= Challenge =
Leave out the pictures and restate the rest of the data exactly.
-- Begin --
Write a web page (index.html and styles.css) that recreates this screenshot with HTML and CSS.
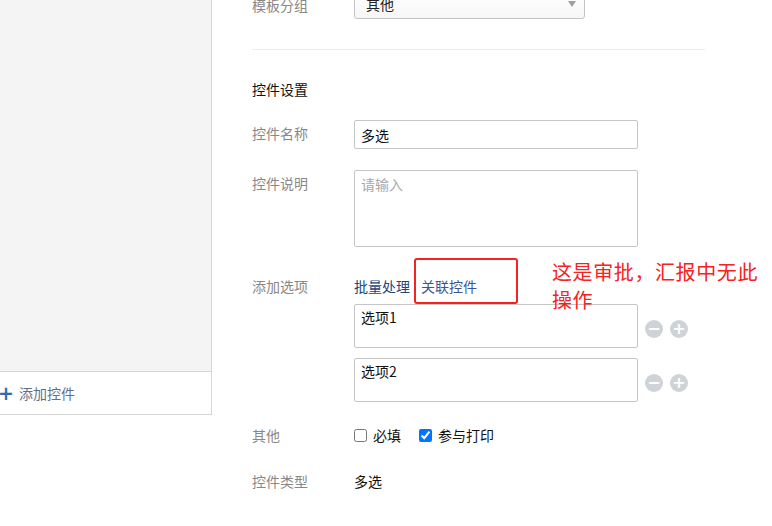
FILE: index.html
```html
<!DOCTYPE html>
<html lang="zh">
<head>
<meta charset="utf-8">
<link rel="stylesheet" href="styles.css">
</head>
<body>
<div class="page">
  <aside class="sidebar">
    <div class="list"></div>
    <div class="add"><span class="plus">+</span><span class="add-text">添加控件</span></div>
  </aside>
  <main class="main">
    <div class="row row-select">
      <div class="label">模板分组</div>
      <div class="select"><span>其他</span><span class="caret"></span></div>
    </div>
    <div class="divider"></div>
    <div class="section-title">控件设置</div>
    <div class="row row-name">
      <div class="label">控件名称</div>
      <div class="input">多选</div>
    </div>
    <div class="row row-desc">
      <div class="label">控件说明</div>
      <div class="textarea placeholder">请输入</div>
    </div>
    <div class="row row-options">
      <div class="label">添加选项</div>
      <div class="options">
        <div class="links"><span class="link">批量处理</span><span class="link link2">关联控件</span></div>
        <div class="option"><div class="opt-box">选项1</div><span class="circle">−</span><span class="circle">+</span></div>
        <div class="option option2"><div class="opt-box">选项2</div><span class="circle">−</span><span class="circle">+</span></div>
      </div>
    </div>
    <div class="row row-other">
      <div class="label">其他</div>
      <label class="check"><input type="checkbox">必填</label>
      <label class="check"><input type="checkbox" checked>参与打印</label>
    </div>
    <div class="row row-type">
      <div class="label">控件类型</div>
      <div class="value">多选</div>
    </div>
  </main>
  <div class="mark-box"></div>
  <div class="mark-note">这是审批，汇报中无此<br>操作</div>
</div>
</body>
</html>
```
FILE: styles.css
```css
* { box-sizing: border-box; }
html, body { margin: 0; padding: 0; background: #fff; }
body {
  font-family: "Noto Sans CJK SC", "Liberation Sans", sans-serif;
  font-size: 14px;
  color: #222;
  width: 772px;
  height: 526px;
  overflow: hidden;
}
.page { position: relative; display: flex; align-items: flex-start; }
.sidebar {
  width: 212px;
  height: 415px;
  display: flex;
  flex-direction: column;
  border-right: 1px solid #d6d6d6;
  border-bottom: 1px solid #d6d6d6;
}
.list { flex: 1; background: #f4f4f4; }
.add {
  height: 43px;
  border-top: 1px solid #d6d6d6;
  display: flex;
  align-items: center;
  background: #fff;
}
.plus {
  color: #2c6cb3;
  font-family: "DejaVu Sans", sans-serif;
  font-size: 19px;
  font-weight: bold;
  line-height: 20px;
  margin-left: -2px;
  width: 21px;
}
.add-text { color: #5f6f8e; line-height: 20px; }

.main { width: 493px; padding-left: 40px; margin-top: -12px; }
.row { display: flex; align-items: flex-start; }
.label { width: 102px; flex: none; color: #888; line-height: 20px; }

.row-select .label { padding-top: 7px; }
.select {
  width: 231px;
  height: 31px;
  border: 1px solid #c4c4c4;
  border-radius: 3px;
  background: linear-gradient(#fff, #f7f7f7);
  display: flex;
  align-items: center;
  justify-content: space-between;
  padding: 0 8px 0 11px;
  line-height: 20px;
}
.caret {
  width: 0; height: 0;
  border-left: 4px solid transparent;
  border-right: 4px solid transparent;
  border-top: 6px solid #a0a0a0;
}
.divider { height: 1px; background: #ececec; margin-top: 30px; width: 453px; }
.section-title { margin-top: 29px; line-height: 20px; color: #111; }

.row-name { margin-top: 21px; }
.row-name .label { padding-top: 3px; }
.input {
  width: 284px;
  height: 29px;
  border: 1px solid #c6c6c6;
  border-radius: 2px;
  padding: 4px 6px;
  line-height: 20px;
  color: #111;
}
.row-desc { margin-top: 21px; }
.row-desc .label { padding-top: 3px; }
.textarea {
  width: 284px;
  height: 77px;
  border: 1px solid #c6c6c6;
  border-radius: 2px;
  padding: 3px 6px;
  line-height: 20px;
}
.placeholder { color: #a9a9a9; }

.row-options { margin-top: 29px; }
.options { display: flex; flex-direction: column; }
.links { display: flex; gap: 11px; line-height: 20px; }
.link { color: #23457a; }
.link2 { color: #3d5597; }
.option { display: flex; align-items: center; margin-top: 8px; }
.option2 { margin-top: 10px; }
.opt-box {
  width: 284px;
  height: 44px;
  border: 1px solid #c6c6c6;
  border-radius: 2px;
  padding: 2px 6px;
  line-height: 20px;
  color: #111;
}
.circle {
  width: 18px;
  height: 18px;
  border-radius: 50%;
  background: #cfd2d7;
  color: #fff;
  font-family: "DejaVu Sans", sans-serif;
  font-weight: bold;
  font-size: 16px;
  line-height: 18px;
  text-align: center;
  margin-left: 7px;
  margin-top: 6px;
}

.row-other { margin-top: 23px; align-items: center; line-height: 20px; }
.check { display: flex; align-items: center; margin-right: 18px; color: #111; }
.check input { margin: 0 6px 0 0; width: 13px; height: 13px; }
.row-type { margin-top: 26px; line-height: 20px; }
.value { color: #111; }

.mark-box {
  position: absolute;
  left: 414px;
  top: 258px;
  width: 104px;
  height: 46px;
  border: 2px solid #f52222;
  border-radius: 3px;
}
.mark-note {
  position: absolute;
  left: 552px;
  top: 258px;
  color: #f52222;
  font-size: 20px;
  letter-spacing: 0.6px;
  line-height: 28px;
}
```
-- End --
= Result of this exercise =
Write a web page (index.html and styles.css) that recreates this screenshot with HTML and CSS.
FILE: index.html
```html
<!DOCTYPE html>
<html lang="zh">
<head>
<meta charset="utf-8">
<link rel="stylesheet" href="styles.css">
</head>
<body>
<div class="page">
  <aside class="sidebar">
    <div class="list"></div>
    <div class="add"><span class="plus">+</span><span class="add-text">添加控件</span></div>
  </aside>
  <main class="main">
    <div class="row row-select">
      <div class="label">模板分组</div>
      <div class="select"><span>其他</span><span class="caret"></span></div>
    </div>
    <div class="divider"></div>
    <div class="section-title">控件设置</div>
    <div class="row row-name">
      <div class="label">控件名称</div>
      <div class="input">多选</div>
    </div>
    <div class="row row-desc">
      <div class="label">控件说明</div>
      <div class="textarea placeholder">请输入</div>
    </div>
    <div class="row row-options">
      <div class="label">添加选项</div>
      <div class="options">
        <div class="links"><span class="link">批量处理</span><span class="link link2">关联控件</span></div>
        <div class="option"><div class="opt-box">选项1</div><span class="circle">−</span><span class="circle">+</span></div>
        <div class="option option2"><div class="opt-box">选项2</div><span class="circle">−</span><span class="circle">+</span></div>
      </div>
    </div>
    <div class="row row-other">
      <div class="label">其他</div>
      <label class="check"><input type="checkbox">必填</label>
      <label class="check"><input type="checkbox" checked>参与打印</label>
    </div>
    <div class="row row-type">
      <div class="label">控件类型</div>
      <div class="value">多选</div>
    </div>
  </main>
  <div class="mark-box"></div>
  <div class="mark-note">这是审批，汇报中无此<br>操作</div>
</div>
</body>
</html>
```
FILE: styles.css
```css
* { box-sizing: border-box; }
html, body { margin: 0; padding: 0; background: #fff; }
body {
  font-family: "Noto Sans CJK SC", "Liberation Sans", sans-serif;
  font-size: 14px;
  color: #222;
  width: 772px;
  height: 526px;
  overflow: hidden;
}
.page { position: relative; display: flex; align-items: flex-start; }
.sidebar {
  width: 212px;
  height: 415px;
  display: flex;
  flex-direction: column;
  border-right: 1px solid #d6d6d6;
  border-bottom: 1px solid #d6d6d6;
}
.list { flex: 1; background: #f4f4f4; }
.add {
  height: 43px;
  border-top: 1px solid #d6d6d6;
  display: flex;
  align-items: center;
  background: #fff;
}
.plus {
  color: #2c6cb3;
  font-family: "DejaVu Sans", sans-serif;
  font-size: 19px;
  font-weight: bold;
  line-height: 20px;
  margin-left: -2px;
  width: 21px;
}
.add-text { color: #5f6f8e; line-height: 20px; }

.main { width: 493px; padding-left: 40px; margin-top: -12px; }
.row { display: flex; align-items: flex-start; }
.label { width: 102px; flex: none; color: #888; line-height: 20px; }

.row-select .label { padding-top: 7px; }
.select {
  width: 231px;
  height: 31px;
  border: 1px solid #c4c4c4;
  border-radius: 3px;
  background: linear-gradient(#fff, #f7f7f7);
  display: flex;
  align-items: center;
  justify-content: space-between;
  padding: 0 8px 0 11px;
  line-height: 20px;
}
.caret {
  width: 0; height: 0;
  border-left: 4px solid transparent;
  border-right: 4px solid transparent;
  border-top: 6px solid #a0a0a0;
}
.divider { height: 1px; background: #ececec; margin-top: 30px; width: 453px; }
.section-title { margin-top: 29px; line-height: 20px; color: #111; }

.row-name { margin-top: 21px; }
.row-name .label { padding-top: 3px; }
.input {
  width: 284px;
  height: 29px;
  border: 1px solid #c6c6c6;
  border-radius: 2px;
  padding: 4px 6px;
  line-height: 20px;
  color: #111;
}
.row-desc { margin-top: 21px; }
.row-desc .label { padding-top: 3px; }
.textarea {
  width: 284px;
  height: 77px;
  border: 1px solid #c6c6c6;
  border-radius: 2px;
  padding: 3px 6px;
  line-height: 20px;
}
.placeholder { color: #a9a9a9; }

.row-options { margin-top: 29px; }
.options { display: flex; flex-direction: column; }
.links { display: flex; gap: 11px; line-height: 20px; }
.link { color: #23457a; }
.link2 { color: #3d5597; }
.option { display: flex; align-items: center; margin-top: 8px; }
.option2 { margin-top: 10px; }
.opt-box {
  width: 284px;
  height: 44px;
  border: 1px solid #c6c6c6;
  border-radius: 2px;
  padding: 2px 6px;
  line-height: 20px;
  color: #111;
}
.circle {
  width: 18px;
  height: 18px;
  border-radius: 50%;
  background: #cfd2d7;
  color: #fff;
  font-family: "DejaVu Sans", sans-serif;
  font-weight: bold;
  font-size: 16px;
  line-height: 18px;
  text-align: center;
  margin-left: 7px;
  margin-top: 6px;
}

.row-other { margin-top: 23px; align-items: center; line-height: 20px; }
.check { display: flex; align-items: center; margin-right: 18px; color: #111; }
.check input { margin: 0 6px 0 0; width: 13px; height: 13px; }
.row-type { margin-top: 26px; line-height: 20px; }
.value { color: #111; }

.mark-box {
  position: absolute;
  left: 414px;
  top: 258px;
  width: 104px;
  height: 46px;
  border: 2px solid #f52222;
  border-radius: 3px;
}
.mark-note {
  position: absolute;
  left: 552px;
  top: 258px;
  color: #f52222;
  font-size: 20px;
  letter-spacing: 0.6px;
  line-height: 28px;
}
```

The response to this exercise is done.